Его вспышки быстро переходили в депрессию. Мы просидели с ним, пока не пришли убирать театр к вечернему спектаклю. Тогда я увела его на улицу, усадила на извозчика, и мы поехали вдоль набережной. Он угрюмо молчал, а я говорила, говорила без конца, пытаясь успокоить его. Мы словно переменились ролями. На этот раз не он мне рассказывал сказку, а я ему говорила о каких-то добрых силах, которые непременно придут к нему на помощь, обязательно придут. Мы долго ходили потом по глухим переулкам, пока, взглянув на часы, я не увидела, что должна бежать на спектакль.
Прощаясь, Андреев сказал:
— Ну, вот и все. Теперь я уже не буду больше мучить вас.
Прошло время. И снова я встретила Андреева в Петербурге в Пассаже. Он шел с незнакомой мне женщиной. Она что-то оживленно говорила, заглядывая в окна магазинов, а он угрюмо молчал, шагая рядом с ней. Я уже слышала, что Леонид Андреев женился, и поняла, что это его жена. Когда мы поравнялись, Андреев молча поклонился мне. Я продолжала идти. Вдруг я услышала за своей спиной торопливые шаги.
— Вы видели! — как-то строго, почти зло сказал Андреев.

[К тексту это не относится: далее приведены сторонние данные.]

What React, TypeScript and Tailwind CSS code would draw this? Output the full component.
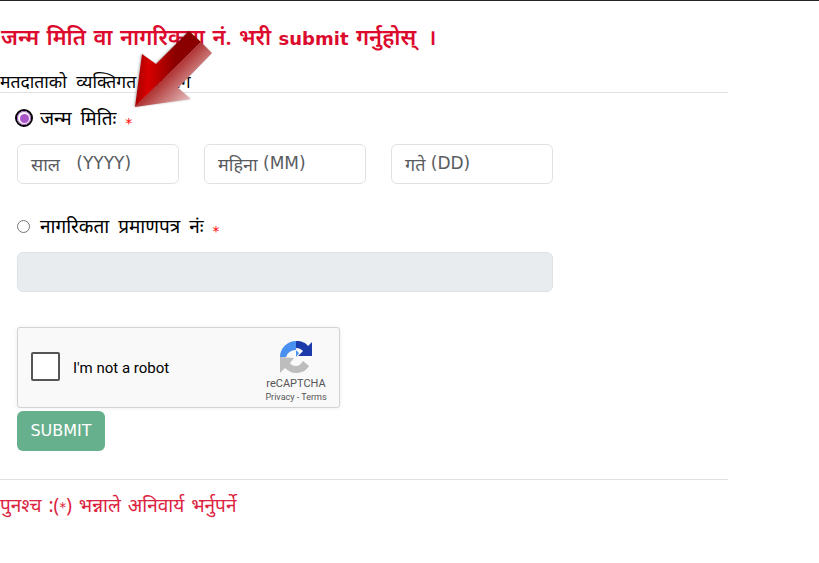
export default function App() {
  const fields = [
    ["साल", "   (YYYY)"],
    ["महिना", " (MM)"],
    ["गते", " (DD)"],
  ];
  return (
    <div className="relative h-[563px] w-[819px] overflow-hidden border-t border-[#212529] bg-white font-['Noto_Sans','DejaVu_Sans',sans-serif] text-[#212529]">
      <div className="w-[728px]">
        <h1 className="mt-[20px] h-[30px] whitespace-pre pl-[1px] text-[22px] font-semibold leading-[30px] text-[#dc0a2d] [word-spacing:1.7px]">जन्म मिति वा नागरिकता नं. भरी <span className="font-['DejaVu_Sans',sans-serif] text-[18px] font-bold">submit</span> गर्नुहोस् <span className="ml-[4px]">।</span></h1>
        <div className="mt-[20px] h-[22px] border-b border-[#dee2e6] text-[17.5px] leading-[20px] text-black [word-spacing:5px]">मतदाताको व्यक्तिगत <span className="ml-[4px]">विभाग</span></div>
        <div className="pl-[17px]">
          <label className="mt-[13px] -ml-[2px] flex h-[24px] items-center text-[19px] text-black [word-spacing:4px]">
            <span className="mr-[7px] flex h-[18px] w-[18px] items-center justify-center rounded-full border-2 border-black bg-white"><span className="flex h-[14px] w-[14px] items-center justify-center rounded-full border border-[#a855c8]"><span className="h-[9px] w-[9px] rounded-full bg-[#a855c8]"></span></span></span>
            जन्म मितिः <span className="ml-[9px] mt-[10px] font-['DejaVu_Sans',sans-serif] text-[14px] leading-[14px] text-[#ff0000]">*</span>
          </label>
          <div className="mt-[14px] flex w-[536px] gap-[25px]">
            {fields.map(([a, b]) => (
              <div key={a} className="flex h-[40px] flex-1 items-center whitespace-pre rounded-[6px] border border-[#dee2e6] bg-white px-[13px] text-[18px] text-[#595c5f]">{a}<span className="font-['DejaVu_Sans',sans-serif] text-[17px]">{b}</span></div>
            ))}
          </div>
          <label className="mt-[30px] flex h-[24px] items-center text-[19px] leading-[24px] text-black [word-spacing:4px]">
            <span className="mr-[10px] h-[13px] w-[13px] rounded-full border border-[#767676] bg-white"></span>
            नागरिकता प्रमाणपत्र नंः <span className="ml-[9px] mt-[10px] font-['DejaVu_Sans',sans-serif] text-[14px] leading-[14px] text-[#ff0000]">*</span>
          </label>
          <div className="mt-[14px] h-[40px] w-[536px] rounded-[6px] border border-[#dee2e6] bg-[#e9ecef]"></div>
          <div className="mt-[35px] flex h-[81px] w-[323px] items-center rounded-[3px] border border-[#d3d3d3] bg-[#f9f9f9] pl-[13px] pr-[12px] shadow-[0_0_4px_rgba(0,0,0,0.08)]">
            <span className="mb-[3px] h-[29px] w-[29px] rounded-[2px] border-2 border-[#555] bg-white"></span>
            <span className="ml-[13px] mt-[2px] font-['Roboto',sans-serif] text-[15px] text-black">I'm not a robot</span>
            <div className="ml-auto mt-[9px] flex w-[62px] flex-col items-center">
              <svg viewBox="0 0 32 32" className="h-[32px] w-[32px]">
                <path d="M16 0 A16 16 0 0 0 0 16 L6 16 A10 10 0 0 1 16 9 L19 12 L16 16 Z" fill="#4a90f0" />
                <path d="M16 0 C22 0 26 2 28 5 L32 1 L32 15 L18 15 L23 10 C21 8 19 7 16 7 Z" fill="#1c3aa9" />
                <path d="M0 16 L0 32 L5 27 C8 30 12 32 16 32 C21 32 26 30 29 25 L23 20 C21 23 19 25 16 25 C13 25 11 24 10 22 L14 17 Z" fill="#bdbdbd" />
              </svg>
              <span className="mt-[4px] font-['Roboto',sans-serif] text-[11px] leading-[14px] text-[#555]">reCAPTCHA</span>
              <span className="whitespace-nowrap font-['Roboto',sans-serif] text-[9px] leading-[12px] text-[#555]">Privacy - Terms</span>
            </div>
          </div>
          <button className="mt-[3px] flex h-[40px] w-[88px] items-center justify-center rounded-[6px] bg-[#67b08e] font-['DejaVu_Sans',sans-serif] text-[16px] text-white">SUBMIT</button>
        </div>
        <div className="mt-[28px] border-t border-[#dee2e6] pt-[12px] text-[19px] leading-[26px] text-[#dc2340] [word-spacing:2px]">पुनश्च :(<span className="font-['DejaVu_Sans',sans-serif] text-[14px]">*</span>) भन्नाले अनिवार्य भर्नुपर्ने</div>
      </div>
      <svg className="absolute left-[125px] top-[20px] h-[100px] w-[100px] drop-shadow-[-1px_0px_1px_rgba(0,0,0,0.3)]" viewBox="125 20 100 100">
        <defs>
          <linearGradient id="aL" gradientUnits="userSpaceOnUse" x1="135" y1="60" x2="175" y2="62"><stop offset="0" stopColor="#a00000" /><stop offset="0.35" stopColor="#d80000" /><stop offset="1" stopColor="#8a0000" /></linearGradient>
          <linearGradient id="aR" gradientUnits="userSpaceOnUse" x1="165" y1="70" x2="195" y2="100"><stop offset="0" stopColor="#a82020" /><stop offset="1" stopColor="#ecd0d0" /></linearGradient>
        </defs>
        <polygon points="135,106 142,53 156,63 189,30 201,41" fill="url(#aL)" />
        <polygon points="135,106 201,41 212,52 178,87 191,98" fill="url(#aR)" />
      </svg>
    </div>
  );
}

Я растерялась и ничего не ответила. Он повернулся и быстро ушел. Никогда больше мы не встречались. Но память о Леониде Николаевиче Андрееве я храню с глубокой нежностью и благодарностью за все то доброе, что он мне дал. Я благодарна ему за то, что он позволил мне заглянуть в свой глубокий и сложный душевный мир, и за то, что со мной он был так трогательно доверчив и бережен.
Глава IV
Близились экзамены. Заниматься отрывками мы начали месяца за три до показа. Немирович-Данченко объявил нам, что экзамены будут публичные и что билеты будут продаваться, как на обычные спектакли в кассе Художественного театра. Естественно, мы очень волновались. Впервые нам предстояло выступать перед публикой в ведущих ролях, и показ отрывков был для нас такой же премьерой, как «Бранд» для Качалова и «Борис Годунов» для Москвина. Репетиции «Снегурочки», где я играла Леля, с самого начала пошли успешно. Я задумала играть его веселым, озорным деревенским парнишкой, вихрастым, с выгоревшими на солнце волосами. Таких я много видела в деревнях возле Стречкова. Мне легко давалась характерность, и уже через несколько репетиций я чувствовала себя в образе свободно, мальчишеским альтом пела песенку «Земляничка-ягодка», сохраняя в ней простонародный характер речи, и придумала себе задористый танец, выделывая лапотками всякие смешные фигуры.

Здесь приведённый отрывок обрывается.